| Task to complete |
Wherever the string "TypeScript" appears, copy the whole line.

| Task input |
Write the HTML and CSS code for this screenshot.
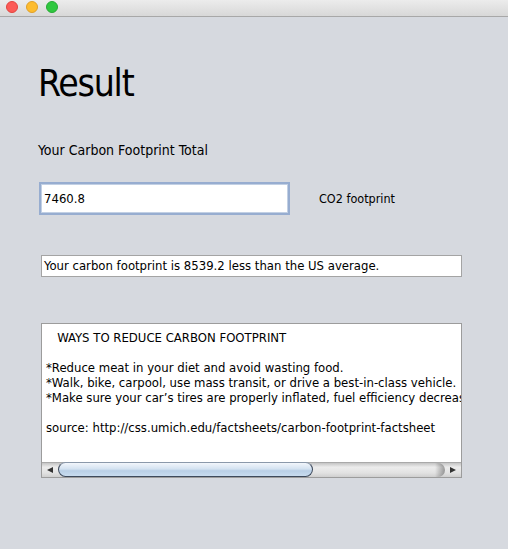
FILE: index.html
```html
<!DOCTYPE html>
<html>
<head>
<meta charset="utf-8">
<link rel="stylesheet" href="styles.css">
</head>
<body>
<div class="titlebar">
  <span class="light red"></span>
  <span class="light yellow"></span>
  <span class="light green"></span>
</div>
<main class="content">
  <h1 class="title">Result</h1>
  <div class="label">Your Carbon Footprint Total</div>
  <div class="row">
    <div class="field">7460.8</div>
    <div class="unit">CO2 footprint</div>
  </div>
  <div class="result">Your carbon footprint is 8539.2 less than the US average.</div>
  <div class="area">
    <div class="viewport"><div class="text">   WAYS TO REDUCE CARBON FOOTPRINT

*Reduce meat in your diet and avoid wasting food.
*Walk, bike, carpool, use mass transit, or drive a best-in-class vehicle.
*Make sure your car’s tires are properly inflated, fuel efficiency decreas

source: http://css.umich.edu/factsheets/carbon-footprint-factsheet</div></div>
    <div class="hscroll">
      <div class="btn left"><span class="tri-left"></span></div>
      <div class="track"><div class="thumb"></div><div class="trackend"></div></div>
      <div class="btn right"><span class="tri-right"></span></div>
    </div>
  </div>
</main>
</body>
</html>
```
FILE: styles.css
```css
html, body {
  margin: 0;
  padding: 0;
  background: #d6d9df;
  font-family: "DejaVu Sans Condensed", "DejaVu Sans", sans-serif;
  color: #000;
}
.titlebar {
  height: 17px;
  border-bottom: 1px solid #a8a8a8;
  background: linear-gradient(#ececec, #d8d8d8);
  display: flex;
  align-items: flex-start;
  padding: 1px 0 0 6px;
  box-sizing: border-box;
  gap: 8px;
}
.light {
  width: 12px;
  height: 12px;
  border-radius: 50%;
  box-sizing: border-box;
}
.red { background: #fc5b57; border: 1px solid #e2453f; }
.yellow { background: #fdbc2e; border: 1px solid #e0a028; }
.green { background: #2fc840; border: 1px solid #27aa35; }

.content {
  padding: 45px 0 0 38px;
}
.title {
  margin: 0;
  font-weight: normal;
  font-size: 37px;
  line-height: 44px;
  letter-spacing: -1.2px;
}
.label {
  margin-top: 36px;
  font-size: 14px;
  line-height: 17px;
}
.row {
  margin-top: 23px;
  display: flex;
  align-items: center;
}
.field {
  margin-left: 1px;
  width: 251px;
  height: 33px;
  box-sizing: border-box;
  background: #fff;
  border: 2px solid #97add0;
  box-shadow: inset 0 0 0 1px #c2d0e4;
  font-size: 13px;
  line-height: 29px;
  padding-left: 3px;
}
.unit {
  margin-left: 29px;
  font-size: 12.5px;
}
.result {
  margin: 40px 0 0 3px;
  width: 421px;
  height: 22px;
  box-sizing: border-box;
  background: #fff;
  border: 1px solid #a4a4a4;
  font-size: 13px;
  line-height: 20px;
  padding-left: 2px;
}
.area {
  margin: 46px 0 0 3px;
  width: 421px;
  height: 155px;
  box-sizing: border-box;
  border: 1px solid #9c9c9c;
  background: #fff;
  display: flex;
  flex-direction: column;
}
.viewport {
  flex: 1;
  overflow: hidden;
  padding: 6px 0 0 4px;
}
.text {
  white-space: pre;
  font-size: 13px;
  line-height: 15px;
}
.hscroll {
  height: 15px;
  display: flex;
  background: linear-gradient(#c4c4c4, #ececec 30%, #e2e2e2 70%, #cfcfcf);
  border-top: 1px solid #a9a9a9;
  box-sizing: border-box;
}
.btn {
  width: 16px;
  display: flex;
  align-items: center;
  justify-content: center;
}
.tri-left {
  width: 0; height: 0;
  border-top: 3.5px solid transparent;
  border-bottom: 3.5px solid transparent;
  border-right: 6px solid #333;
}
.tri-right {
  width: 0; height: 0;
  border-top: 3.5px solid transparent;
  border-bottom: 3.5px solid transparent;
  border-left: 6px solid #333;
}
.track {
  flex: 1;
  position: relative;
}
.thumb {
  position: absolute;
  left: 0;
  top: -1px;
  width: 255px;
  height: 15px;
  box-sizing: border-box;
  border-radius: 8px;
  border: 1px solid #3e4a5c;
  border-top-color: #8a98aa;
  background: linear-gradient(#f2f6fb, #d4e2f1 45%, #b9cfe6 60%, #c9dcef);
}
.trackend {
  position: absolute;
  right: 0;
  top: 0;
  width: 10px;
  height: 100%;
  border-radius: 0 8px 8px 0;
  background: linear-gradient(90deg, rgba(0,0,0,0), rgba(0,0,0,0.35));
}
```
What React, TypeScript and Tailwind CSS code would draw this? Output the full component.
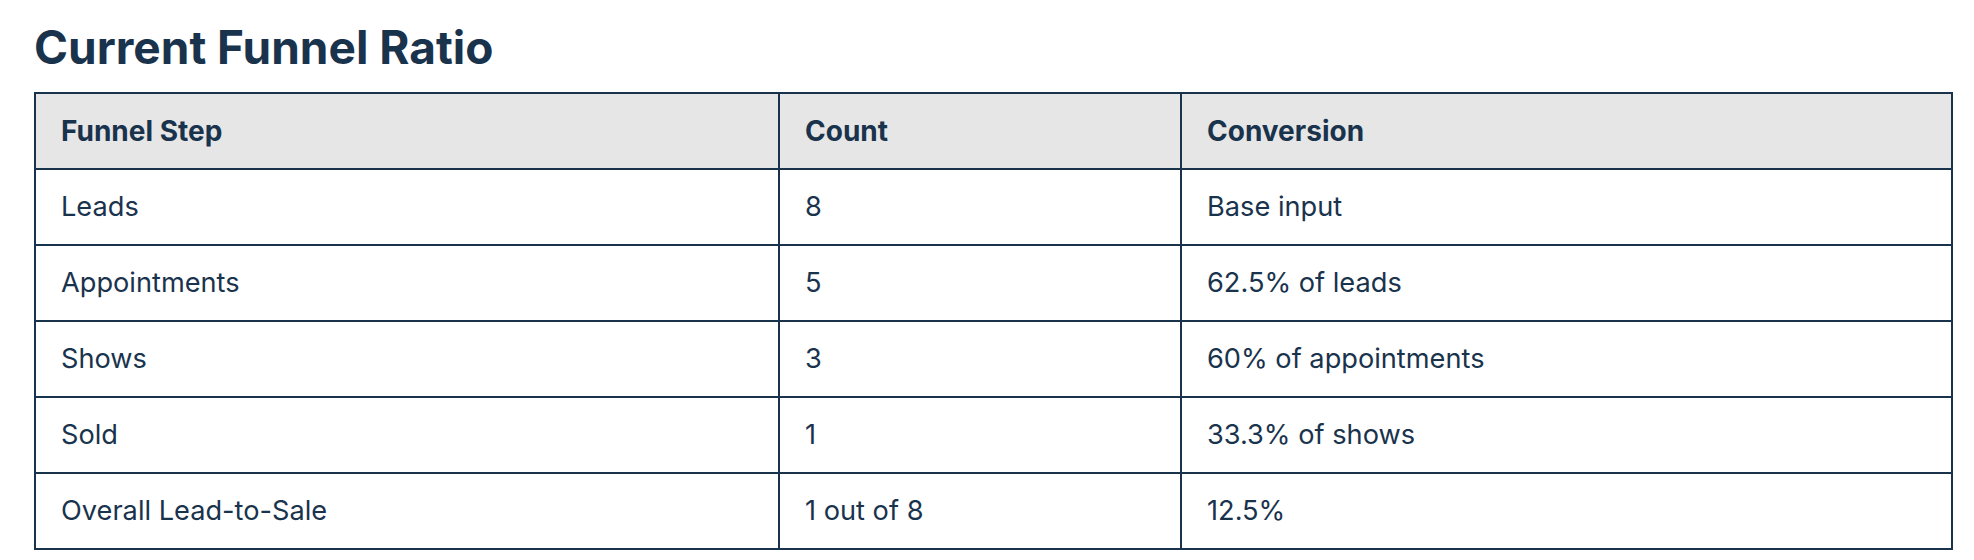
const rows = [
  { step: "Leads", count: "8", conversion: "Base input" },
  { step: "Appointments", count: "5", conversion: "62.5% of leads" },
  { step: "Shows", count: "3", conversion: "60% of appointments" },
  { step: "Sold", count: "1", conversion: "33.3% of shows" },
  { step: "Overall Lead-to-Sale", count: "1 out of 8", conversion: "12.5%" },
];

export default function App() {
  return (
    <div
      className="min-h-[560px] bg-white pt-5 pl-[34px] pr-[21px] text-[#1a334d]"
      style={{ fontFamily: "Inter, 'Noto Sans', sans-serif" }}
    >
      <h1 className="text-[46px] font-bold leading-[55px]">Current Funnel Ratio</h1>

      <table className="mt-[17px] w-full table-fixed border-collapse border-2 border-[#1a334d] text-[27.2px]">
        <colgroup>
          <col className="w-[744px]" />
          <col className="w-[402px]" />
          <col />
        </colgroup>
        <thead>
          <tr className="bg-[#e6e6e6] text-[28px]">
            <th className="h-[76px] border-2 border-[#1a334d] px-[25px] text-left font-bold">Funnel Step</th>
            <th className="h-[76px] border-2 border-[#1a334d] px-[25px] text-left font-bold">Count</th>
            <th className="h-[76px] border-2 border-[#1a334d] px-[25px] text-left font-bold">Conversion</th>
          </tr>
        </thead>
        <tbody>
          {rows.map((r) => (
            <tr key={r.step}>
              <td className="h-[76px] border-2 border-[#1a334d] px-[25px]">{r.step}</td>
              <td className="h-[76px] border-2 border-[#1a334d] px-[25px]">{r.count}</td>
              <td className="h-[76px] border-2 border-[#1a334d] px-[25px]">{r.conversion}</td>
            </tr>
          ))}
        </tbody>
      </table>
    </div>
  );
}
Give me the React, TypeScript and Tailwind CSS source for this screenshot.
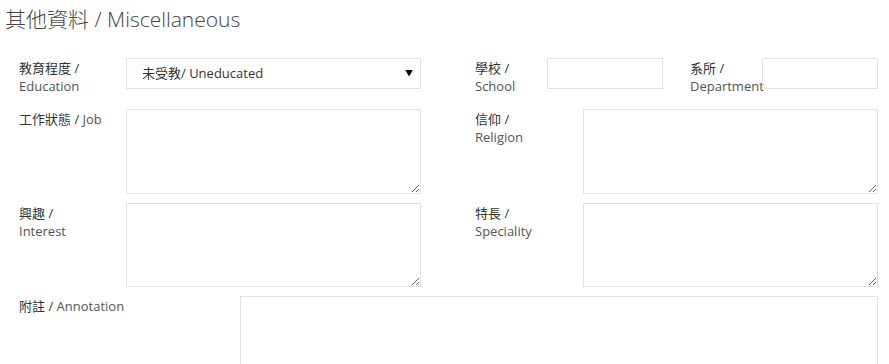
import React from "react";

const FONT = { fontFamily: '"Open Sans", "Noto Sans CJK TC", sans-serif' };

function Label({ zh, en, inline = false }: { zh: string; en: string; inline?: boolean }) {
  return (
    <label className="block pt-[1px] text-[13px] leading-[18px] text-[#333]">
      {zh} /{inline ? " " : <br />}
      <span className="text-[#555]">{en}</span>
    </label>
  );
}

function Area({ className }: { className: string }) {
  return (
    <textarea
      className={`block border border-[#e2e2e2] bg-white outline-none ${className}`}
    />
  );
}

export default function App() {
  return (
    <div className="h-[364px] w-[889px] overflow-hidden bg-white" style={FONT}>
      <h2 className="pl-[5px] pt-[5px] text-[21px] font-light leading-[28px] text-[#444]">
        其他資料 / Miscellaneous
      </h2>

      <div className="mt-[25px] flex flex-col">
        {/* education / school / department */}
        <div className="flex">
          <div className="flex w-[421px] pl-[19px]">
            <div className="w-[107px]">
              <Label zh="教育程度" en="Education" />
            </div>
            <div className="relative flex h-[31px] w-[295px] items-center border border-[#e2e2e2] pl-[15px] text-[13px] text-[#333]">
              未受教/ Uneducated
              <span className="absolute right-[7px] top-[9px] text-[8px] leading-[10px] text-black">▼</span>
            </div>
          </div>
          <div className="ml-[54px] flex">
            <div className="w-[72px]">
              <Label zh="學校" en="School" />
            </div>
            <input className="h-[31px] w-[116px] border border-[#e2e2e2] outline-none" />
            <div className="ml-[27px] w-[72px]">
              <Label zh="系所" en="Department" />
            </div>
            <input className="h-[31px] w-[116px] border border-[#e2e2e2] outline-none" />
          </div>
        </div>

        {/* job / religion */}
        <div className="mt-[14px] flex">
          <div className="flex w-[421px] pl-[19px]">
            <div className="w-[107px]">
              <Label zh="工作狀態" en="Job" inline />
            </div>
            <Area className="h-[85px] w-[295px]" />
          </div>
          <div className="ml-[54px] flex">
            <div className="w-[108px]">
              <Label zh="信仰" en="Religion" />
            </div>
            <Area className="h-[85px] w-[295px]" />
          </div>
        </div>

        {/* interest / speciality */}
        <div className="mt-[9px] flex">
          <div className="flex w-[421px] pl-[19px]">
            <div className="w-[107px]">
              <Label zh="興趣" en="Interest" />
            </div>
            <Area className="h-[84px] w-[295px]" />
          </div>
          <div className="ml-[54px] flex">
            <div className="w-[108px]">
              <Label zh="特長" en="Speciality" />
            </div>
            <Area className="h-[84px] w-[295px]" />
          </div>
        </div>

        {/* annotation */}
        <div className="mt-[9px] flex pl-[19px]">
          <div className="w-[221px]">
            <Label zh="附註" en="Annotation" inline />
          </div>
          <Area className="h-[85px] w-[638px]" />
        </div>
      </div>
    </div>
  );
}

| Solution below |
What React, TypeScript and Tailwind CSS code would draw this? Output the full component.
Give me the React, TypeScript and Tailwind CSS source for this screenshot.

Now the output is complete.